If we miss these proffered opportunities, then we deserve to remain in the dumps, with tons of garbage being dumped daily on our heads.

GMA likes to say that God is with her and invoke the help of Divine Providence. But this is the time, as the ditty went in wartime, to "praise the Lord and pass the ammunition."
* * *
I had a long lunch with our Foreign Affairs Secretary Bert Romulo yesterday. He told me that the Philippines’ official position is to call for an immediate ceasefire in Lebanon and the "cessation of hostilities to spare from further harm the innocent and non-combatants in the region."

This of course, brother Bert, will not happen. The US, despite the opprobrium heaped on it by the Arabs, even their moderate friends in the Middle East, is hanging tough on the issue of a realistic "ceasefire" formula, meaning that first the Hezbollah must be disarmed and its 12,000 or more Katusha rockets and other longer-range missiles like the Khaibar-1 seized and decommissioned. The Hezbollah, which rained 180 missiles on Nor-thern Israel, and one long-range missile which exploded as far south as the Left Bank, last Wednesday, will never give up. Nor, unless the Hezbollah is neutralized and rendered impotent will the Israelis – pushing into Lebanon on the ground on five fronts – halt their offensive. Why give up now, is the mood in Jerusalem, when after a "ceasefire" the Hezbollah will only bestir itself and start launching missiles again?

Israeli Prime Minister Ehud Olmert, after more than three weeks of non-stop air strikes, naval blockade, and now ground offensive, piously declares that the Israeli Defense Forces are willing to stop, IF at least a 15,000-strong international fighting force is deployed in South Lebanon to protect Israeli’s border from the intrusions and attacks of the Hezbollah.

Olmert underscored that the IDF will not loosen its grip on Southern Lebanon until such a United Nations or international armed force is already in place.

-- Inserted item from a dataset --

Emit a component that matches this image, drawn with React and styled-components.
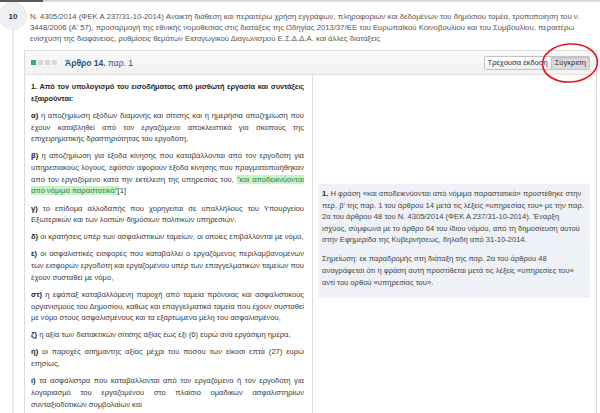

The Israeli leader knows this won’t happen for many weeks – what am I saying? Not for many months.

He knows that the Europeans have been loudly condemning Israel and calling for such an international force to be mobilized and dispatched to "save" Lebanon, but nobody – not even frontrunner France – may be willing to send its own troops to enforce a ceasefire. The US and Britain, heavily committed in Afghanistan and Iraq, have already declared: "No, not us." The Germans won’t play either – they say their presence might remind the Israelis of their Nazi past when Adolf Hitler exterminated six million Jews in his concentration camps. No, sirs, they indicate: no entanglement for us in Lebanon.

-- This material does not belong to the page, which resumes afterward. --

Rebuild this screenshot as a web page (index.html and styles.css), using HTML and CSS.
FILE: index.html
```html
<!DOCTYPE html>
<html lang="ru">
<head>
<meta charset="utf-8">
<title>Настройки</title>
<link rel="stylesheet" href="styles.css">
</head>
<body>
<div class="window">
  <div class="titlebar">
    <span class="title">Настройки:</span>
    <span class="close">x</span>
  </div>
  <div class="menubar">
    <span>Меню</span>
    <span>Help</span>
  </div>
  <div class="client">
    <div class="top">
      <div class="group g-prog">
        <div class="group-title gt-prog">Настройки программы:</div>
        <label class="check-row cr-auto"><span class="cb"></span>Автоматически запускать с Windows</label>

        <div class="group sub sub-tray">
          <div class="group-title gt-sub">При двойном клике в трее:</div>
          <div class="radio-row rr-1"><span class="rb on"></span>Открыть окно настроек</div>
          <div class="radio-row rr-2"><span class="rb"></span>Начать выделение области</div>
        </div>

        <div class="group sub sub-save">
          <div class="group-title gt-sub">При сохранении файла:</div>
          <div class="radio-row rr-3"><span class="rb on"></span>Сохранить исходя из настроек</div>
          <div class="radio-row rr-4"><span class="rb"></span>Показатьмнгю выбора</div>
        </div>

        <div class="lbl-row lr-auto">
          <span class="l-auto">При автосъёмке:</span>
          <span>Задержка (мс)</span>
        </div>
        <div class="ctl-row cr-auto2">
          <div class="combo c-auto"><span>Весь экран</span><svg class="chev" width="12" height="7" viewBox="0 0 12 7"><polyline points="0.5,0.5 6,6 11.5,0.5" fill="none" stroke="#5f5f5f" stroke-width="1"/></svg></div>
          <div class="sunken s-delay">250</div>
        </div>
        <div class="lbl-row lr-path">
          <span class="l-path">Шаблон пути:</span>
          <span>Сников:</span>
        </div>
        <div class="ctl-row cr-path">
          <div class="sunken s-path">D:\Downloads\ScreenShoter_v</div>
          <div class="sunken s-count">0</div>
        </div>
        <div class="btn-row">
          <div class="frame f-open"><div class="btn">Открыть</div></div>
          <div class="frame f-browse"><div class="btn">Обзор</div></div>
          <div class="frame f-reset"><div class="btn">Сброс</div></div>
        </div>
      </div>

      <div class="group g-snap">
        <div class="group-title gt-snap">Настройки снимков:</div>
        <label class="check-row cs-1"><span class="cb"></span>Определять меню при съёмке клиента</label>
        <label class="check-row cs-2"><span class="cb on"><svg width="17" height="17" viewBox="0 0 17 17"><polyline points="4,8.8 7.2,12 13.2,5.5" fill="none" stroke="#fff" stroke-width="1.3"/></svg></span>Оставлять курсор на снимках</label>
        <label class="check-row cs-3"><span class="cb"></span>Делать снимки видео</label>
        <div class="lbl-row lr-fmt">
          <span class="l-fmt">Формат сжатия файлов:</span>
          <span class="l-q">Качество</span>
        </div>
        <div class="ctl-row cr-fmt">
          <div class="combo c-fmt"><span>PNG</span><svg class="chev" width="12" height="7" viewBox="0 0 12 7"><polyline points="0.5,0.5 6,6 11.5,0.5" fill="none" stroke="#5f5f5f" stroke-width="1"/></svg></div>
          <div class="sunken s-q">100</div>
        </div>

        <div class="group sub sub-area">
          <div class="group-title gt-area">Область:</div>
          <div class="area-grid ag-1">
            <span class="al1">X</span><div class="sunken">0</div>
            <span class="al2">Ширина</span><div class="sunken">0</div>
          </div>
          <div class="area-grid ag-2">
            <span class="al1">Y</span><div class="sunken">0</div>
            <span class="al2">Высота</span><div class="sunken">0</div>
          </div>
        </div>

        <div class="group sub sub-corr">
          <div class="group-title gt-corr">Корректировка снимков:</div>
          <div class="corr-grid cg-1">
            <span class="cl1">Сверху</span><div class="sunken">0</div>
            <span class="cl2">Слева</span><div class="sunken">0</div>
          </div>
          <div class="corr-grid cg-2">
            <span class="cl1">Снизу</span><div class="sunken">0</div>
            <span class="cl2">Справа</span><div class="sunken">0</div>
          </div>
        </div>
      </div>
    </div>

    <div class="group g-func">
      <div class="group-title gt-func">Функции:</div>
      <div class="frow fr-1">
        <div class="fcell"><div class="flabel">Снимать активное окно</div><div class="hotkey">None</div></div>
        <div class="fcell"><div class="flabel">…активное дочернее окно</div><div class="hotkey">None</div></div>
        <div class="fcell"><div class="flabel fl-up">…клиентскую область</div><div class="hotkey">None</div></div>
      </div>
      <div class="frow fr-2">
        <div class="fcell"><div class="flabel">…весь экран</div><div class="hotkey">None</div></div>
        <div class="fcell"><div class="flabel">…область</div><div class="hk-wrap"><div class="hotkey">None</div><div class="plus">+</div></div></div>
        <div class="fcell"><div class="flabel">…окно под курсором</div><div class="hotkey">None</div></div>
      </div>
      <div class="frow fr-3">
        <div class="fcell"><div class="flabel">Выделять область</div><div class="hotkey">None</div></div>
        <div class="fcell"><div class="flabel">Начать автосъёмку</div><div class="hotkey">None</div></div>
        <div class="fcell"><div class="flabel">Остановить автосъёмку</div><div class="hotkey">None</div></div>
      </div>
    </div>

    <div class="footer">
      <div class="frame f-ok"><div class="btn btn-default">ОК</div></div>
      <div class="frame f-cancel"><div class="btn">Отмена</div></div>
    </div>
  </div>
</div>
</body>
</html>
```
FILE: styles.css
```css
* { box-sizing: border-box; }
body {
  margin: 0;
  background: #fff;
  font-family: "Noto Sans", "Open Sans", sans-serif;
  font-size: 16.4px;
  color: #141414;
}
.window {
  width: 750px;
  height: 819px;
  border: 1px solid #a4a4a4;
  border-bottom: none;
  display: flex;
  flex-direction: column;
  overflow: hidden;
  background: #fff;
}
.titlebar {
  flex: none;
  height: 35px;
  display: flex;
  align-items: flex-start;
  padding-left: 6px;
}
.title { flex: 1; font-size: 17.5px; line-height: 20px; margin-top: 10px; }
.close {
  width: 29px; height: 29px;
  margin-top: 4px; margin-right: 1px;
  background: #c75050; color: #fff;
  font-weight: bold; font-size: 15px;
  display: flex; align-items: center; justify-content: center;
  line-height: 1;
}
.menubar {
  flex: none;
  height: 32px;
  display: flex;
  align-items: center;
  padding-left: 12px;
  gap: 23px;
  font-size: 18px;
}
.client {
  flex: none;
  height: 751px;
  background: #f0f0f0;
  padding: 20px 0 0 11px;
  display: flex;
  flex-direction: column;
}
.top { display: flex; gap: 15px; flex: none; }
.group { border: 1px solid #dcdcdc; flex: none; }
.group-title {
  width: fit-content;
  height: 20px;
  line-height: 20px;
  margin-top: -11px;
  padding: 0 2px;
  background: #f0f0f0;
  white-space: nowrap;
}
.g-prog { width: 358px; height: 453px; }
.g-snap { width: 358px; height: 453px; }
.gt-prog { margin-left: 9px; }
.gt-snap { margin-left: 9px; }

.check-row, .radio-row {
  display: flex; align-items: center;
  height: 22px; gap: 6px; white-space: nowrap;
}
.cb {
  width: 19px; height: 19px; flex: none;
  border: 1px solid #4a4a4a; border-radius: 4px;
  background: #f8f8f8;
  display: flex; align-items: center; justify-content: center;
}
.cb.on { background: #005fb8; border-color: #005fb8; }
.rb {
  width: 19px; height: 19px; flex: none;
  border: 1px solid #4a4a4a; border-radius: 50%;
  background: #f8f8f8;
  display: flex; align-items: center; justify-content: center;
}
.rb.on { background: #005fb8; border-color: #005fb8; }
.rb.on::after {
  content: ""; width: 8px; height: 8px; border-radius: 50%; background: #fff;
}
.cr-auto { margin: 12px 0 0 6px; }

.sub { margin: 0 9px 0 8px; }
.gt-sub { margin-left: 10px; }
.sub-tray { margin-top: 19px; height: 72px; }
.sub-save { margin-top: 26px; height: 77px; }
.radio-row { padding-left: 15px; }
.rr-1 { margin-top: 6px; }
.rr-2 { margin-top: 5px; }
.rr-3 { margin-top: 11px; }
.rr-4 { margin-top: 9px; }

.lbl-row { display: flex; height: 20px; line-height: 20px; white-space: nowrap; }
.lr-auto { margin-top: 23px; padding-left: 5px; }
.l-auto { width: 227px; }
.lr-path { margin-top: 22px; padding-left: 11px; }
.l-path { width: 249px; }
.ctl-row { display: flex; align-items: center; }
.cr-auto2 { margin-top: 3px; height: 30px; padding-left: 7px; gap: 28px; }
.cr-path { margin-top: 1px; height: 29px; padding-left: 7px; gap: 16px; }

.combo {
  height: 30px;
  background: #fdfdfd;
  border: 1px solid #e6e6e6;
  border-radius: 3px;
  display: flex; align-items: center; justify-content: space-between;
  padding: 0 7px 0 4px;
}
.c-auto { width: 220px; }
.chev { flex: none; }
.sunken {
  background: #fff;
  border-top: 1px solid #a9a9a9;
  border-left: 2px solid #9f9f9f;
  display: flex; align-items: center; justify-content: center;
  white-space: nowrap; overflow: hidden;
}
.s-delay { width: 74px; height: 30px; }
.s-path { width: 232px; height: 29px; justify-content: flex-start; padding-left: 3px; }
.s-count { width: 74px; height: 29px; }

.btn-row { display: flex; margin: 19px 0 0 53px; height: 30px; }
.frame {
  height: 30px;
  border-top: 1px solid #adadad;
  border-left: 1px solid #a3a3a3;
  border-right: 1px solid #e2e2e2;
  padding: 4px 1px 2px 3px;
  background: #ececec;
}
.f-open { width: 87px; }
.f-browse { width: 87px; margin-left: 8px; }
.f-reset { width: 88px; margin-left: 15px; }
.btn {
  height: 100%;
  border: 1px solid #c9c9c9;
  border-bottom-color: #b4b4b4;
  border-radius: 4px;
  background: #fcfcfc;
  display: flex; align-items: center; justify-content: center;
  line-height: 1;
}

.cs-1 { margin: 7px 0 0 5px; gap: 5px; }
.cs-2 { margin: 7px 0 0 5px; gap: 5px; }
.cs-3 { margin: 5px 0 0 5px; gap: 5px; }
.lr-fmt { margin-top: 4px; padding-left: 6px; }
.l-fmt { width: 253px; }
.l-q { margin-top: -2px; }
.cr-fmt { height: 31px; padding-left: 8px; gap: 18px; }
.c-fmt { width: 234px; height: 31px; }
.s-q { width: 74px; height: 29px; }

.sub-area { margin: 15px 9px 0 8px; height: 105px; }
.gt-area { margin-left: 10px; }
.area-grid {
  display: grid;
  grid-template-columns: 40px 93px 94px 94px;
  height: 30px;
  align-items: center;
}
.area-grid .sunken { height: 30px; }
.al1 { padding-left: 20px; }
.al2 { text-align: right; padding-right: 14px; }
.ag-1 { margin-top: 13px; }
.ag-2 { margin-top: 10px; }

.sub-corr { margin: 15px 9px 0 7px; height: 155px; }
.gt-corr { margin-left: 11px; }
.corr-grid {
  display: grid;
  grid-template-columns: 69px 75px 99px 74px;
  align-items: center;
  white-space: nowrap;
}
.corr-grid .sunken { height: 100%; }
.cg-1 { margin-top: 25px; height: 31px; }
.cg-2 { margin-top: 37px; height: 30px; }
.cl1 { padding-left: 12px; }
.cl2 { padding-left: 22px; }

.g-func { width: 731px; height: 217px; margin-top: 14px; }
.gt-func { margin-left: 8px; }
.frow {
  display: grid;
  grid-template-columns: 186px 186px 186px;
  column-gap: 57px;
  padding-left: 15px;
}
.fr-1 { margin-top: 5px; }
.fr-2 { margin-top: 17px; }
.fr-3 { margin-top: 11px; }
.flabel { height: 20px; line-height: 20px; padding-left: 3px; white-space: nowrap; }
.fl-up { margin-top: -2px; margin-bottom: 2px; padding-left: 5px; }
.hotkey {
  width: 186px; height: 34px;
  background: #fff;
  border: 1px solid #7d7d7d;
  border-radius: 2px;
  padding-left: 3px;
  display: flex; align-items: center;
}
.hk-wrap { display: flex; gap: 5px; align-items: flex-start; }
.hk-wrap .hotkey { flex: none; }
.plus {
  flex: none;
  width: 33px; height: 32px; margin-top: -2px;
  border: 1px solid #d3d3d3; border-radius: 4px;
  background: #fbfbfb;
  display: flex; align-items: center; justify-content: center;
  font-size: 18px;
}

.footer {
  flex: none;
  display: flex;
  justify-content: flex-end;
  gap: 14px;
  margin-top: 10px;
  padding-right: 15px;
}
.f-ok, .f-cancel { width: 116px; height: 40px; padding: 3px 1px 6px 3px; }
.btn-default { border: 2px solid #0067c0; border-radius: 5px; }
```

So who’ll flesh out the 15,000 men then? Most Western European countries are mindful, for that matter, of the millions of Muslim immigrants or citizens who live in their midst. If they get mired in Lebanon, or are accused of being too kind to Israel, their Muslims may riot in their own streets. Remember the recent riots in Paris and other cities. Or the Islamic militants in Holland. The Germans, for that matter, have more Muslims (albeit mostly Turks) in Kreuzberg, in Berlin alone, than there are in Ankara, the capital of Turkey.

Who’ll join the multi-national "force"? Saudi Arabia, Turkey, Egypt or Malaysia? The discussion will rage, but how many will put their own soldiers in harm’s way, or finance such an expensive rescue operation?

Olmert was scornful of the UNIFIL – the United Nations Interim Force in Lebanon – which had arrived there in 1978 to "monitor" and enforce the evacuation by Israel of the disputed areas they controlled in South Lebanon and keep the Hezbollah at bay. The UNIFIL accomplished neither. It was more like a Boy Scout operation – with aging Boy Scouts, practically pensioners, "enjoying," as the Israelis scoffed a sort of vacation in Lebanon.

Indeed, when a wayward Israeli bomb from an air-strike killed four UN observers in their well-defined outpost in Southern Lebanon, the incident aroused the anger of UN Secretary-General Kofi Annan. We all mourn, alas, the death of those four UN monitors, but what has the UN got to do in a war zone with unarmed observers and monitors? What help could they give panicked and fleeing civilians, or with what "force," not even moral suasion, could they curb either Israeli or Hezbollah excesses? Instead of pulling those 2,000 blue helmets out of there because they have become "sitting ducks," the UN extended their stay (when it expired last week) by another year!

Now a fighting force "with teeth" and the mandate to shoot? Shoot whom? The Israelis or the Hezbollah, or both? Both have the propensity to shoot back.

In any event, the IDF is on a rampage, and its generals know they have more time than they expected to prosecute their mission to eradicate the well-armed and motivated Hezbollah. But can they accomplished this? The IDF, in the past, proved itself almost invincible in crushing attacking conventional Arab armies. Against a canny guerrilla enemy, which uses sophisticated weaponry and launches rockets from fast-changing sites, the IDF may have met more than its match.
* * *
The President has just ordered the immediate evacuation of all Filipinos in Lebanon. With our 30,000 OFWs still there, this is a tall order.

Secretary Romulo assured me yesterday that the evacuation and rescue of Filipinos in that endangered country is being stepped up, given the terrible fact that the main highways and bridges to the Syrian border and Damascus, where aircraft can speed the homecoming Filipinos on their way, have been cratered and blown up by the IDF air force.

He said that Ambassador Roy Cimatu (former armed forces chief of staff) and Ambassador Eric Andaya (our envoy to Kuwait and former Charge d’affaires in Iraq) are in Beirut coordinating the retrieval operations. Foreign Affairs Undersecretary Rafael Seguis – another expert on the Middle East, having served as our Ambassador to several countries there – is in Damascus, Syria, to coordinate from that end.

Romulo said that when the batch of 900 Filipinos now being taken out of Lebanon via the long-way-around, via Aleppo, arrive here in the next few days, "we will have evacuated at least 3,500 of our countrymen."

The evacuation effort will continue apace, he underscored, but many OFWs don’t seem eager to leave Lebanon because many are employed in the less-imperilled sections of Beirut.

"We can’t put handcuffs on them, and drag them away," he smiled.

"But those who signify they want to leave will be brought out," he pledged.

Romulo says the DFA has been in touch with the International Organization of Migrants (not to be confused, I might add, with that kind of radical group Migrante) and that organization has placed three Boeing 747s at the Philippines’ disposal to ferry OFWs from Damascus to Manila.

In sum, Bert stressed, nobody who wishes to leave will be left behind.